According to CNN, Gebhardt accused Coggins of socializing with a white woman who happened to be the killer’s “old lady.” Assisted by his brother-in-law Bill Moore Sr., the men were said to have stabbed Coggins dozens of times and then tied him to the back of a truck with a logging chain. They dragged Coggins down an unpaved road in the rural town of Sunny Side, Georgia, and left his mutilated body there.
Chief Assistant District Attorney Marie Broder faced many obstacles in this case as the technology available to investigators in 1983 was far less sophisticated than what exists today. However, eyewitness testimony was introduced that both Gebhardt and Moore bragged about “killing a n*gger.” That evidence established a racial motive for the murder and proved to be compelling.
While Coggins’ parents didn’t live to see Gebhardt be punished for his horrific crimes, other family members were present during the trial. They expressed great joy and relief that the case has finally been solved–at least in part.
“At this point now we can move on. Now we can live in peace,” said Timothy’s niece Heather Coggins, according to FOX News 5. “We don’t have to tell anyone else this story that Tim was from a small town where no one cared and no one was brought to justice for this murder.
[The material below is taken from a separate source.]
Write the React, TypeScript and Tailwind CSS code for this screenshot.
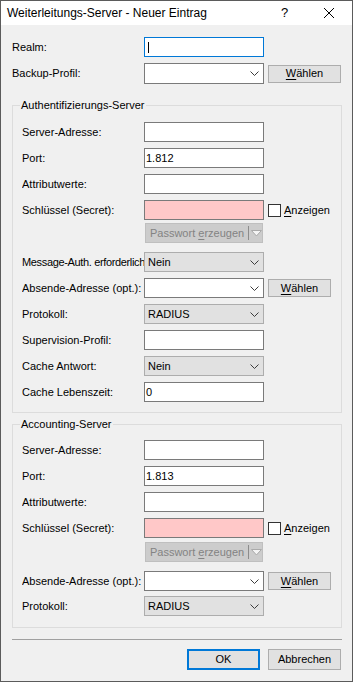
import type { ReactNode } from "react";

function Chevron() {
  return (
    <svg width="9" height="5" viewBox="0 0 9 5" fill="none" stroke="#3c3c3c" strokeWidth="1">
      <path d="M0.5 0.5 L4.5 4.5 L8.5 0.5" />
    </svg>
  );
}

function Row({ label, className = "", labelW = "w-[122px]", labelClass = "", children }: { label?: string; className?: string; labelW?: string; labelClass?: string; children?: ReactNode }) {
  return (
    <div className={`flex items-center h-[20px] ${className}`}>
      <div className={`${labelW} ${labelClass} shrink-0 whitespace-nowrap overflow-hidden`}>{label}</div>
      {children}
    </div>
  );
}

function TextBox({ value, pink, focused }: { value?: string; pink?: boolean; focused?: boolean }) {
  const skin = pink
    ? "bg-[#ffc8c8] border-[#7a7a7a]"
    : focused
      ? "bg-white border-[#0078d7]"
      : "bg-white border-[#7a7a7a]";
  return (
    <div className={`w-[120px] h-[20px] border ${skin} flex items-center pl-[1px]`}>
      {focused && <div className="w-[1px] h-[11px] bg-black ml-[2px]" />}
      {value}
    </div>
  );
}

function Combo({ value, editable, tall }: { value?: string; editable?: boolean; tall?: boolean }) {
  const skin = editable ? "bg-white border-[#7a7a7a]" : "bg-[#e1e1e1] border-[#adadad]";
  return (
    <div className={`w-[120px] ${tall ? "h-[21px]" : "h-[20px]"} border ${skin} flex items-center justify-between pl-[3px] pr-[4px]`}>
      <span>{value}</span>
      <Chevron />
    </div>
  );
}

function Button({ wide, children }: { wide?: boolean; children: ReactNode }) {
  return (
    <div className={`${wide ? "w-[73px]" : "w-[63px]"} h-[18px] ml-[4px] border border-[#adadad] bg-[#e1e1e1] flex items-center justify-center`}>
      {children}
    </div>
  );
}

function Waehlen({ wide }: { wide?: boolean }) {
  return (
    <Button wide={wide}>
      <span>
        <span className="underline underline-offset-[2px]">W</span>ählen
      </span>
    </Button>
  );
}

function Checkbox() {
  return (
    <div className="flex items-center ml-[4px]">
      <div className="w-[13px] h-[13px] border border-[#333333] bg-white" />
      <span className="ml-[3px]">
        <span className="underline underline-offset-[2px]">A</span>nzeigen
      </span>
    </div>
  );
}

function PasswordButton({ className }: { className: string }) {
  return (
    <Row className={className}>
      <div className="ml-[1px] w-[118px] h-[20px] border border-[#bfbfbf] bg-[#cccccc] flex items-center text-[#838383]">
        <div className="w-[103px] text-center">
          Passwort <span className="underline underline-offset-[2px]">e</span>rzeugen
        </div>
        <div className="w-[1px] h-[14px] bg-[#8c8c8c]" />
        <svg width="11" height="7" viewBox="0 0 11 7" className="ml-[2px]">
          <path d="M0.5 0.5 L10.5 0.5 L5.5 6 Z" fill="#f4f4f4" stroke="#a8a8a8" strokeWidth="1" />
        </svg>
      </div>
    </Row>
  );
}

export default function App() {
  return (
    <div className="w-[353px] h-[682px] border border-[#5b5b5b] bg-[#f0f0f0] flex flex-col font-['Liberation_Sans',Arial,sans-serif] text-[11px] text-black overflow-hidden">
      {/* Title bar */}
      <div className="h-[24px] bg-white flex items-center shrink-0">
        <div className="pl-[6px] text-[12px] whitespace-nowrap">Weiterleitungs-Server - Neuer Eintrag</div>
        <div className="ml-auto w-[46px] h-full flex items-center justify-center pl-[3px] text-[13px]">?</div>
        <div className="w-[46px] h-full flex items-center justify-center">
          <svg width="10" height="10" viewBox="0 0 10 10" stroke="#000" strokeWidth="1">
            <path d="M0 0 L10 10 M10 0 L0 10" />
          </svg>
        </div>
      </div>

      <div className="flex flex-col pl-[11px] pr-[10px] pt-[12px]">
        <Row label="Realm:" labelW="w-[132px]">
          <TextBox focused />
        </Row>
        <Row label="Backup-Profil:" labelW="w-[132px]" className="mt-[6px] h-[21px]">
          <Combo editable tall />
          <Waehlen wide />
        </Row>

        {/* Authentifizierungs-Server */}
        <fieldset className="border border-[#dcdcdc] pl-[9px] pt-[10px] pb-[10px] mt-[14px]">
          <legend className="ml-[-2px] px-[1px] leading-[14px]">Authentifizierungs-Server</legend>
          <Row label="Server-Adresse:">
            <TextBox />
          </Row>
          <Row label="Port:" className="mt-[6px]">
            <TextBox value="1.812" />
          </Row>
          <Row label="Attributwerte:" className="mt-[6px]">
            <TextBox />
          </Row>
          <Row label="Schlüssel (Secret):" className="mt-[6px]">
            <TextBox pink />
            <Checkbox />
          </Row>
          <PasswordButton className="mt-[3px]" />
          <Row label="Message-Auth. erforderlich" labelClass="tracking-[-0.35px]" className="mt-[9px]">
            <Combo value="Nein" />
          </Row>
          <Row label="Absende-Adresse (opt.):" className="mt-[6px]">
            <Combo editable />
            <Waehlen />
          </Row>
          <Row label="Protokoll:" className="mt-[6px]">
            <Combo value="RADIUS" />
          </Row>
          <Row label="Supervision-Profil:" className="mt-[6px]">
            <TextBox />
          </Row>
          <Row label="Cache Antwort:" className="mt-[6px]">
            <Combo value="Nein" />
          </Row>
          <Row label="Cache Lebenszeit:" className="mt-[6px]">
            <TextBox value="0" />
          </Row>
        </fieldset>

        {/* Accounting-Server */}
        <fieldset className="border border-[#dcdcdc] pl-[9px] pt-[9px] pb-[11px] mt-[4px]">
          <legend className="ml-[-2px] px-[1px] leading-[14px]">Accounting-Server</legend>
          <Row label="Server-Adresse:">
            <TextBox />
          </Row>
          <Row label="Port:" className="mt-[6px]">
            <TextBox value="1.813" />
          </Row>
          <Row label="Attributwerte:" className="mt-[6px]">
            <TextBox />
          </Row>
          <Row label="Schlüssel (Secret):" className="mt-[6px]">
            <TextBox pink />
            <Checkbox />
          </Row>
          <PasswordButton className="mt-[4px]" />
          <Row label="Absende-Adresse (opt.):" className="mt-[9px]">
            <Combo editable />
            <Waehlen />
          </Row>
          <Row label="Protokoll:" className="mt-[5px]">
            <Combo value="RADIUS" />
          </Row>
        </fieldset>

        <div className="mt-[11px] h-[1px] bg-[#a0a0a0]" />

        <div className="flex justify-end gap-[8px] mt-[9px] pr-[1px]">
          <div className="w-[73px] h-[21px] border-2 border-[#0078d7] bg-[#e1e1e1] flex items-center justify-center">OK</div>
          <div className="w-[73px] h-[21px] border border-[#adadad] bg-[#e1e1e1] flex items-center justify-center">Abbrechen</div>
        </div>
      </div>
    </div>
  );
}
It wasn’t just a murder, it was a brutal, heinous killing. And now we don’t have to tell our kids or our grandkids anymore that no one cared for your uncle Tim.”
The family has at least one more trial to endure, however. Moore faces the same charges as Gebhardt and will go on trial in the coming months. Ordinarily, Broder would have faced an uphill battle as she tried to prove her case. At least half of the evidence collected and tested at the time of the murder is missing. But Gebhardt’s conviction has likely opened the door to a possible conviction. The family is hopeful.
“We thought we’d never be here today,” Coggins said. “My grandparents went to their grave with this murder being unsolved.”